Brexit

Die Rolle der Briten in der EU habe ich nie verstanden. Seit Jahren haben Sie eine Politik gegen die EU gemacht und für Ausnahmen und Sonderrechte gekämpft. Die Entscheidung der Bürger ist nur die konsequente Folge diese Politik.
 
"Das beste Argument gegen die Demokratie ist ein fünfminütiges Gespräch mit dem durchschnittlichen Wähler."
"Die Demokratie ist die schlechteste aller Staatsformen, ausgenommen alle anderen.“
Beides schließt sich ja nicht gegensaitig aus, es zeigt halt, dass man die Ermittlung des Volkswillens in einer Demokratie geeignet balancieren und stabilisieren muss und die bewährte Form dafür ist nun mal die parlamentarische Demokratie.

Auch wenn diese Ansicht nachvollziehbar ist, befürchte ich, dass sie auf Dauer nicht funktioniert.

Wir haben meines Erachtens derzeit keine Krise der Demokratie, sondern eine Vertrauenskrise des Parlamentarismus. Ein zunehmender Teil des Volkes glaubt den gewählten Vertretern nicht mehr, dass diese mehrheitlich in ihrem Sinne handeln und sucht nach Alternativen, die vom Establishment als ungerechtfertigt dargestellt werden. Beispiele dafür gibt es mittlerweile mehr als genügend: Pegida, Trump, jetzt Brexit um nur einige zu nennen.
Das sehe ich wie Du. Für mich ist das aber auch eine weitere Ausdrucksform von modernem Infantilismus im Sinne kindlicher Trotzphasen.

Es gab turbulente demokratische Zeiten in der Vergangenheit, wo zurecht mit Herzblut gestritten wurde, weil es tatsächlich um die Verbesserung der Verhältnisse in Richtung einer menschenwürdigen Lebensführung für die Mehrheit der Bevölkerung ging, die ihr von einer kleinen Minderheit, die den Rahm abschöpfte, verweigert wurde.

Heutzutage haben wir im Vergleich dazu weitgehend gesicherte Verhältnisse, aber dafür ein undurchschaubares Dickicht verschiedenster Partikularinteressen, die lautstark auf Kosten der Allgemeinheit durchgesetzt werden sollen. Und wenn das nicht funktioniert, kommt sofort die generelle Verweigerungshaltung mit Fußaufstampfen. Menno, wieso kann ich meine Fischgründe nicht überfischen, wie ich es will, Menno, warum dürfen hier irgendwelche Fremden mir die Jobs wegnehmen, die ich eh' nie machen würde, verdammte Politiker, korruptes Pack, die machen alle einfach nicht, was ich will. :rolleyes:

Vor allem ist die Konsumhaltung auffällig.
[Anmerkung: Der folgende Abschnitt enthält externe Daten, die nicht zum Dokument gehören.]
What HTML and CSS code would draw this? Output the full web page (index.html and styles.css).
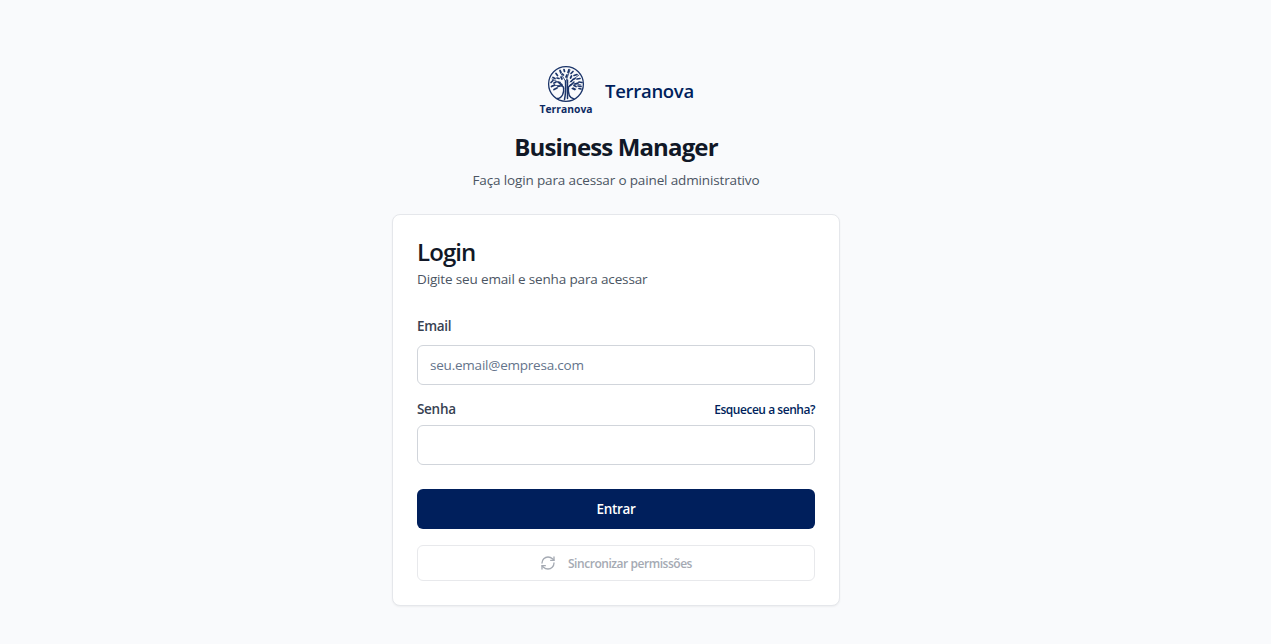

Da es keine lebensbedrohende Not gibt, existiert auch kein engagiertes Eigenbemühen um Information, die Meinungsbildung soll möglichst vorgefertigt frei Haus geliefert werden, damit man nicht dabei gestört wird, in der Glotze mit Deutschland (setze hier jedes beliebige Land ein) den Superstar zu suchen. Sinkende Wahlbeteiligung, wenig Interesse und Wissen um gesellschaftliche Vorgänge gelegentlich unterbrochen von quasi-religiösen Missionierungsattacken von selbsterklärten moralisch Überlegenen (Umwelt, Ernährung), klar weniger als die Hälfte der Wahlberechtigten sind vollzeitberufstätig und damit an den Funktionsmechanismen der Wirtschaft nachhaltig interessiert, eigentlich ist es keine Krise des Parlamentarismus, sondern eine der demokratischen Meinungsbildung. Dafür gibt es ja nicht mal eine App. ;)

Die Lehre muss heißen, dass auch der Wissende, seine Argumente eben volkstauglich präsentieren muss. Wir tun uns als Land der Dichter und Denker mit dieser Sichtweise und unserer Historie heute sehr schwer, aber es kommt eben auch auf die Verpackung an. Wem das besser gelingt, der wird die einfachen Leute besser erreichen.
Unbeschränktes Nachgeben gegenüber dem Populismus als Lösung? :)

Ich glaube, dass es nach wie vor besser ist, die Vernunft und die Argumentation ins Zentrum der politischen Meinungsbildung zu stellen statt den simplen Parolen den Ritterschlag der Diskussionswürdigkeit zu erteilen. Das darf man dann auch mit der nötigen Schärfe öffentlich darstellen. Aber mit Trump/AfD/Johnson/... in einen Schlammschlachtwettstreit einzutreten ist nicht nur würdelos, sondern macht den Kampf auch zum Heimspiel für die Demagogen. Ich glaube, dass das in der britischen Brexit-Debatte auch schon so versucht wurde und eben auch gnadenlos daneben ging.